Half of Companies See 11% or More Increase in Drug Coverage Costs in 2004

January 14, 2005 (PLANSPONSOR.com) - A Segal Company survey has found that over half of companies saw an increase of over 11% in the cost of providing prescription drug coverage to employees in 2004.

Fifty-seven percent of respondents to the survey – which were not numerous enough to make the survey statistically significant, the company said – have taken steps to control current and future plan costs associated with specialty drugs, such as biotech or injectable ones.

Survey respondents also revealed that 26% of organizations use an insurance company to provide health and pharmacy benefits at their company. Fifty-seven percent of respondents believe that their current pharmacy benefit manager, be it an insurance company or otherwise, is partnering with their company to control costs. Twenty-six percent did not think that such a partnership exists.

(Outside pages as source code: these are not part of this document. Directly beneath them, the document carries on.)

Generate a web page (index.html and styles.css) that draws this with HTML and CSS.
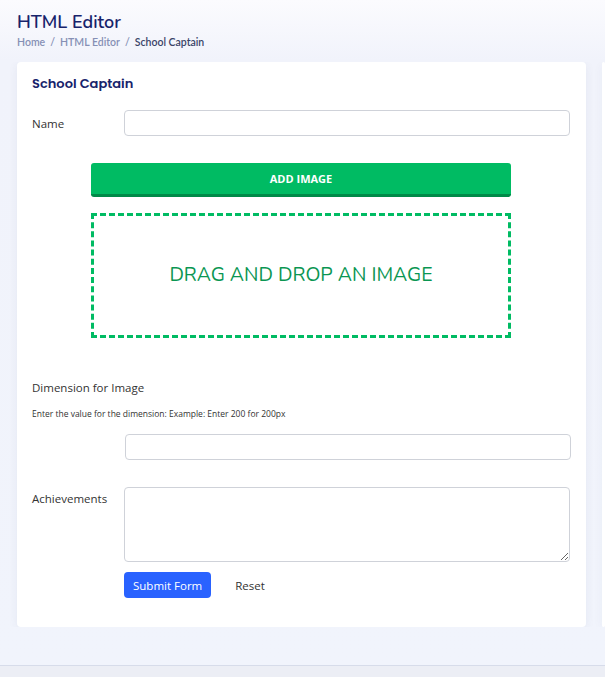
FILE: index.html
```html
<!DOCTYPE html>
<html>
<head>
<meta charset="utf-8">
<link rel="stylesheet" href="styles.css">
</head>
<body>
<div class="page">
  <header class="head">
    <h1 class="title">HTML Editor</h1>
    <nav class="crumbs"><span class="crumb">Home</span><span class="sep">/</span><span class="crumb">HTML Editor</span><span class="sep">/</span><span class="crumb current">School Captain</span></nav>
  </header>
  <div class="row">
    <section class="card">
      <h2 class="card-title">School Captain</h2>
      <div class="field">
        <label class="label">Name</label>
        <input class="input" type="text">
      </div>
      <div class="uploader">
        <button class="add-btn">ADD IMAGE</button>
        <div class="drop">DRAG AND DROP AN IMAGE</div>
      </div>
      <div class="dim-label">Dimension for Image</div>
      <div class="help">Enter the value for the dimension: Example: Enter 200 for 200px</div>
      <div class="field dim-field">
        <span class="label"></span>
        <input class="input dim-input" type="text">
      </div>
      <div class="field area-field">
        <label class="label area-label">Achievements</label>
        <textarea class="textarea"></textarea>
      </div>
      <div class="actions">
        <button class="submit">Submit Form</button>
        <button class="reset">Reset</button>
      </div>
    </section>
    <aside class="card side"></aside>
  </div>
  <footer class="foot"></footer>
</div>
</body>
</html>
```
FILE: styles.css
```css
* { box-sizing: border-box; }
html, body { margin: 0; height: 100%; }
body {
  font-family: "Open Sans", "Noto Sans", sans-serif;
  background: linear-gradient(180deg, #fbfbfe 0px, #f1f3fb 60px, #f1f4fc 100%);
  color: #333;
  overflow: hidden;
}
.page { display: flex; flex-direction: column; min-height: 677px; }
.head { padding: 12px 0 0 17px; height: 62px; }
.title {
  margin: 0;
  font-family: "Nunito", "Lato", "Noto Sans", sans-serif;
  font-size: 18px;
  line-height: 21px;
  font-weight: 600;
  color: #17236b;
}
.crumbs {
  margin-top: 2px;
  font-family: "Lato", "Noto Sans", sans-serif;
  font-size: 10.5px;
  line-height: 14px;
  color: #8690b5;
  font-weight: 600;
  display: flex;
  gap: 5px;
}
.crumb.current { color: #3a4468; }
.row { display: flex; gap: 16px; padding-left: 17px; overflow: hidden; }
.card {
  background: #fff;
  border-radius: 4px;
  box-shadow: 0 2px 10px rgba(60, 70, 120, 0.07);
  width: 569px;
  height: 565px;
  padding: 14px 16px 0 15px;
  flex-shrink: 0;
}
.card.side { flex: 1; min-width: 0; width: auto; padding: 0; }
.card-title {
  margin: 0;
  font-family: "Poppins", "Inter", "Noto Sans", sans-serif;
  font-size: 13px;
  line-height: 16px;
  font-weight: 600;
  color: #17236b;
}
.field { display: flex; align-items: center; }
.card-title + .field { margin-top: 18px; }
.label { width: 92px; flex-shrink: 0; font-size: 11.5px; color: #333; }
.input {
  flex: 1;
  height: 26px;
  border: 1px solid #cfd2d9;
  border-radius: 4px;
  background: #fff;
  padding: 0 8px;
}
.uploader { width: 420px; margin: 27px auto 0; }
.add-btn {
  display: block;
  width: 100%;
  height: 34px;
  border: 0;
  border-bottom: 3px solid #008a48;
  border-radius: 3px;
  background: #00bb63;
  color: #fff;
  font-family: "Open Sans", sans-serif;
  font-weight: 700;
  font-size: 11px;
  padding: 0;
}
.drop {
  margin-top: 16px;
  height: 125px;
  border: 3px dashed #00bb63;
  display: flex;
  align-items: center;
  justify-content: center;
  color: #0a9652;
  font-family: "Nunito", "Lato", "Noto Sans", sans-serif;
  font-size: 19.5px;
  padding-bottom: 3px;
}
.dim-label { margin-top: 42px; font-size: 11.5px; line-height: 16px; }
.help { margin-top: 12px; font-size: 8.5px; line-height: 12px; color: #333; }
.dim-field { margin-top: 14px; }
.dim-input { margin-left: 1px; margin-right: -1px; }
.area-field { margin-top: 27px; align-items: flex-start; }
.area-label { padding-top: 4px; }
.textarea {
  flex: 1;
  height: 75px;
  border: 1px solid #cfd2d9;
  border-radius: 4px;
  resize: vertical;
}
.actions { display: flex; align-items: center; gap: 24px; margin: 10px 0 0 92px; }
.submit {
  height: 26px;
  padding: 0 9px;
  border: 0;
  border-radius: 4px;
  background: #2962ff;
  color: #fff;
  font-family: "Open Sans", sans-serif;
  font-size: 11.5px;
}
.reset {
  border: 0;
  background: none;
  font-family: "Open Sans", sans-serif;
  font-size: 11.5px;
  color: #333;
  padding: 0;
}
.foot {
  margin-top: auto;
  height: 12px;
  border-top: 1px solid #d7dcea;
  background: #eceef5;
}
```
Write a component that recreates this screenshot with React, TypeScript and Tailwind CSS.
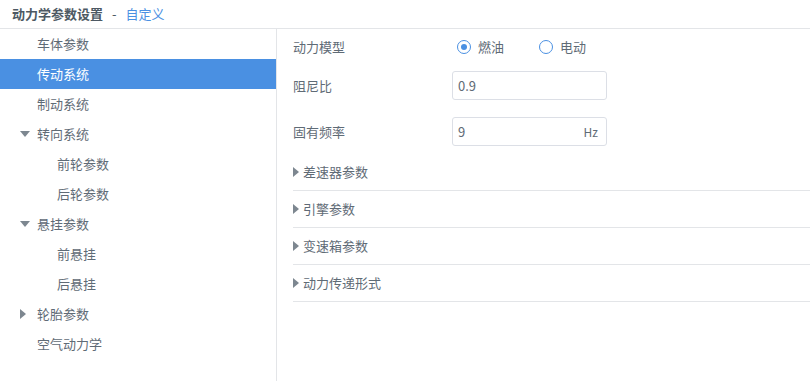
import React from 'react';

type NavItem = {
  label: string;
  level: number;
  arrow?: 'down' | 'right';
  active?: boolean;
};

const navItems: NavItem[] = [
  { label: '车体参数', level: 0 },
  { label: '传动系统', level: 0, active: true },
  { label: '制动系统', level: 0 },
  { label: '转向系统', level: 0, arrow: 'down' },
  { label: '前轮参数', level: 1 },
  { label: '后轮参数', level: 1 },
  { label: '悬挂参数', level: 0, arrow: 'down' },
  { label: '前悬挂', level: 1 },
  { label: '后悬挂', level: 1 },
  { label: '轮胎参数', level: 0, arrow: 'right' },
  { label: '空气动力学', level: 0 },
];

const sections = ['差速器参数', '引擎参数', '变速箱参数', '动力传递形式'];

function Caret({ dir }: { dir: 'down' | 'right' }) {
  if (dir === 'down') {
    return (
      <svg width="10" height="6" viewBox="0 0 10 6" className="text-[#7d8790]">
        <path d="M0 0 L10 0 L5 6 Z" fill="currentColor" />
      </svg>
    );
  }
  return (
    <svg width="6" height="10" viewBox="0 0 6 10" className="text-[#7d8790]">
      <path d="M0 0 L6 5 L0 10 Z" fill="currentColor" />
    </svg>
  );
}

function Radio({ checked, label }: { checked?: boolean; label: string }) {
  return (
    <label className="flex items-center gap-[7px] cursor-pointer">
      <span className="w-[14px] h-[14px] rounded-full border-[1.5px] border-[#4a90e2] flex items-center justify-center bg-white">
        {checked && <span className="w-[6px] h-[6px] rounded-full bg-[#4a90e2]" />}
      </span>
      <span>{label}</span>
    </label>
  );
}

export default function App() {
  return (
    <div
      className="w-[810px] h-[381px] bg-white text-[13px] text-[#5f6b76] flex flex-col overflow-hidden"
      style={{ fontFamily: '"Noto Sans CJK SC", "Noto Sans", sans-serif' }}
    >
      <div className="h-[29px] shrink-0 border-b border-[#e3e5e8] flex items-center pl-[12px]">
        <span className="font-semibold text-[#4d5963]">动力学参数设置</span>
        <span className="mx-[9px] text-[#4d5963]">-</span>
        <span className="text-[#4a90e2]">自定义</span>
      </div>
      <div className="flex flex-1 min-h-0">
        <div className="w-[277px] shrink-0 border-r border-[#e3e5e8]">
          {navItems.map((item) => (
            <div
              key={item.label}
              className={`h-[30px] flex items-center relative ${
                item.active ? 'bg-[#4a90e2] text-white' : ''
              } ${item.level === 1 ? 'pl-[57px]' : 'pl-[37px]'}`}
            >
              {item.arrow && (
                <span className="absolute left-[20px] top-0 h-full flex items-center">
                  <Caret dir={item.arrow} />
                </span>
              )}
              {item.label}
            </div>
          ))}
        </div>
        <div className="flex-1 pl-[16px] pt-[2px]">
          <div className="h-[32px] flex items-center">
            <span className="w-[164px]">动力模型</span>
            <div className="flex items-center gap-[35px]">
              <Radio checked label="燃油" />
              <Radio label="电动" />
            </div>
          </div>
          <div className="flex items-center mt-[8px]">
            <span className="w-[159px]">阻尼比</span>
            <div className="w-[155px] h-[29px] border border-[#dcdfe6] rounded-[3px] flex items-center px-[5px]">
              0.9
            </div>
          </div>
          <div className="flex items-center mt-[17px]">
            <span className="w-[159px]">固有频率</span>
            <div className="w-[155px] h-[29px] border border-[#dcdfe6] rounded-[3px] flex items-center justify-between px-[5px] pr-[8px]">
              <span>9</span>
              <span className="text-[12px]">Hz</span>
            </div>
          </div>
          <div className="mt-[8px]">
            {sections.map((s) => (
              <div key={s} className="h-[37px] border-b border-[#e3e5e8] flex items-center gap-[4px]">
                <Caret dir="right" />
                <span>{s}</span>
              </div>
            ))}
          </div>
        </div>
      </div>
    </div>
  );
}
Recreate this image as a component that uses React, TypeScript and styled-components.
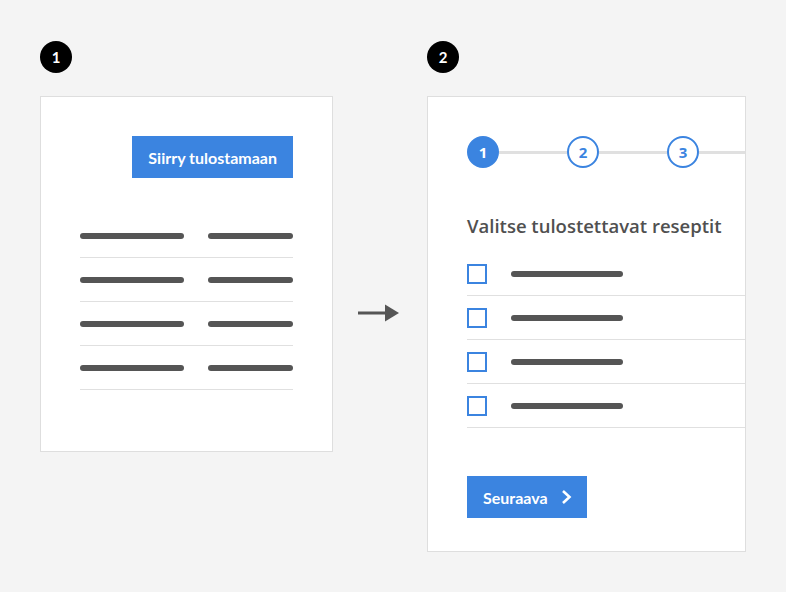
import styled, { createGlobalStyle } from "styled-components";

const GlobalStyle = createGlobalStyle`
    html, body {
        margin: 0;
        padding: 0;
        background: #f4f4f4;
    }
    body {
        font-family: Lato, "Open Sans", Arial, sans-serif;
    }
`

const BLUE = "#3b84e0"
const INK = "#555555"
const RULE = "#e0e0e0"

const Page = styled.div`
    width: 786px;
    height: 592px;
    box-sizing: border-box;
    padding: 41px 0 0 40px;
    display: flex;
    align-items: flex-start;
    overflow: hidden;
`
const Column = styled.div`
    display: flex;
    flex-direction: column;
    gap: 23px;
`
const Badge = styled.div`
    width: 32px;
    height: 32px;
    border-radius: 50%;
    background: #000;
    color: #fff;
    font-family: Lato, sans-serif;
    font-weight: 700;
    font-size: 15px;
    display: flex;
    align-items: center;
    justify-content: center;
`
const Panel = styled.div<{ $w: number; $h: number; $padRight?: number }>`
    width: ${p => p.$w}px;
    height: ${p => p.$h}px;
    box-sizing: border-box;
    background: #fff;
    border: 1px solid #dedede;
    padding: 39px ${p => p.$padRight ?? 39}px 0 39px;
    display: flex;
    flex-direction: column;
    overflow: hidden;
`
const Button = styled.button<{ $right?: boolean }>`
    align-self: ${p => p.$right ? "flex-end" : "flex-start"};
    height: 42px;
    border: none;
    border-radius: 0;
    background: ${BLUE};
    color: #fff;
    font-family: Lato, sans-serif;
    font-weight: 700;
    font-size: 16px;
    padding: 0 16px;
    display: flex;
    align-items: center;
    gap: 13px;
    cursor: pointer;
`
const Table = styled.div`
    margin-top: 36px;
    display: flex;
    flex-direction: column;
`
const Row = styled.div<{ $gap: number }>`
    height: 43px;
    border-bottom: 1px solid ${RULE};
    display: flex;
    align-items: center;
    gap: ${p => p.$gap}px;
`
const Bar = styled.div<{ $w: number }>`
    width: ${p => p.$w}px;
    height: 6px;
    border-radius: 3px;
    background: ${INK};
`
const ArrowBox = styled.div`
    margin: 263px 28px 0 25px;
    display: flex;
`
const Stepper = styled.div`
    display: flex;
    align-items: center;
`
const Step = styled.div<{ $active?: boolean }>`
    width: 32px;
    height: 32px;
    flex-shrink: 0;
    box-sizing: border-box;
    border-radius: 50%;
    border: 2px solid ${BLUE};
    background: ${p => p.$active ? BLUE : "#fff"};
    color: ${p => p.$active ? "#fff" : BLUE};
    font-family: "Open Sans", sans-serif;
    font-weight: 700;
    font-size: 15px;
    display: flex;
    align-items: center;
    justify-content: center;
`
const Connector = styled.div<{ $grow?: boolean }>`
    height: 3px;
    background: ${RULE};
    width: 68px;
    flex: ${p => p.$grow ? "1" : "none"};
`
const Heading = styled.h2`
    margin: 45px 0 0;
    font-family: "Open Sans", sans-serif;
    font-weight: 600;
    font-size: 18.5px;
    line-height: 26px;
    color: #505050;
`
const List = styled.div`
    margin-top: 13px;
    display: flex;
    flex-direction: column;
`
const Checkbox = styled.div`
    width: 20px;
    height: 20px;
    box-sizing: border-box;
    border: 2px solid ${BLUE};
    flex-shrink: 0;
`
const NextButton = styled(Button)`
    margin-top: 48px;
    padding: 0 14px 0 16px;
`

const Arrow = () => (
    <svg width="41" height="18" viewBox="0 0 41 18">
        <rect x="0" y="7.5" width="28" height="3" fill={INK} />
        <polygon points="27,0.5 41,9 27,17.5" fill={INK} />
    </svg>
)

const Chevron = () => (
    <svg width="12" height="14" viewBox="0 0 12 14">
        <polyline points="2,1 8.5,7 2,13" fill="none" stroke="#fff" strokeWidth="2.6" />
    </svg>
)

const App = () => {
    const rows = [0, 1, 2, 3]
    return (
        <Page>
            <GlobalStyle />
            <Column>
                <Badge>1</Badge>
                <Panel $w={293} $h={356}>
                    <Button $right>Siirry tulostamaan</Button>
                    <Table>
                        {rows.map(r => (
                            <Row key={r} $gap={24}>
                                <Bar $w={104} />
                                <Bar $w={85} />
                            </Row>
                        ))}
                    </Table>
                </Panel>
            </Column>

            <ArrowBox>
                <Arrow />
            </ArrowBox>

            <Column>
                <Badge>2</Badge>
                <Panel $w={319} $h={456} $padRight={0}>
                    <Stepper>
                        <Step $active>1</Step>
                        <Connector />
                        <Step>2</Step>
                        <Connector />
                        <Step>3</Step>
                        <Connector $grow />
                    </Stepper>
                    <Heading>Valitse tulostettavat reseptit</Heading>
                    <List>
                        {rows.map(r => (
                            <Row key={r} $gap={24}>
                                <Checkbox />
                                <Bar $w={112} />
                            </Row>
                        ))}
                    </List>
                    <NextButton>
                        Seuraava
                        <Chevron />
                    </NextButton>
                </Panel>
            </Column>
        </Page>
    )
}
export default App;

Respondents were also asked about unscheduled absence at their company. Thirty-two percent did not know the unscheduled absence rate at their company, while the most common answer of those who did was a rate of 6% to 10%. When asked to identify the three top reasons for absence, the most-chosen answers were employee illness (70%), child’s illness (65%), and employee’s chronic medical condition (35%). Only 15% selected worker stress or employee entitlement as a top-three answer, while 11% said worker dissatisfaction was a reason.

There was no consensus on how to manage such absences. Thirty-three percent said a paid time off program that pools vacation, sick days and other time off into one “bank” was the answer, while 24% selected each of the following:

  • coordination of all sources of paid leave and unpaid leave
  • bonus programs for perfect attendance
  • an integrated disability management program.

Respondents were also asked about their modifications to their coverage due to Medicare reform. Almost 75% of respondents already offer a high-deductible health plan and health savings account, as allowed under the Medicare Modernization Act. Debit card technology may not be as prevalent as thought, with 87% of people offering flexible spending accounts not offering a debit card.

Among those who offer retiree drug coverage, 56% that they would not reduce or eliminate prescription drug coverage when Medicare Part D takes effect. Only 14% said they would apply for the subsidy that was created by the Modernization Act for plan sponsors who maintain a certain level of drug coverage for retirees (See Majority of Employers Will Continue Drug Coverage after Medicare Part D Initiated ).

A summary of the survey results is at http://www.segalco.com/publications/surveysandstudies/fall04BMFE.pdf .

The Segal Company ( www.segalco.com ) is a national benefits, compensation, and human resources consulting firm.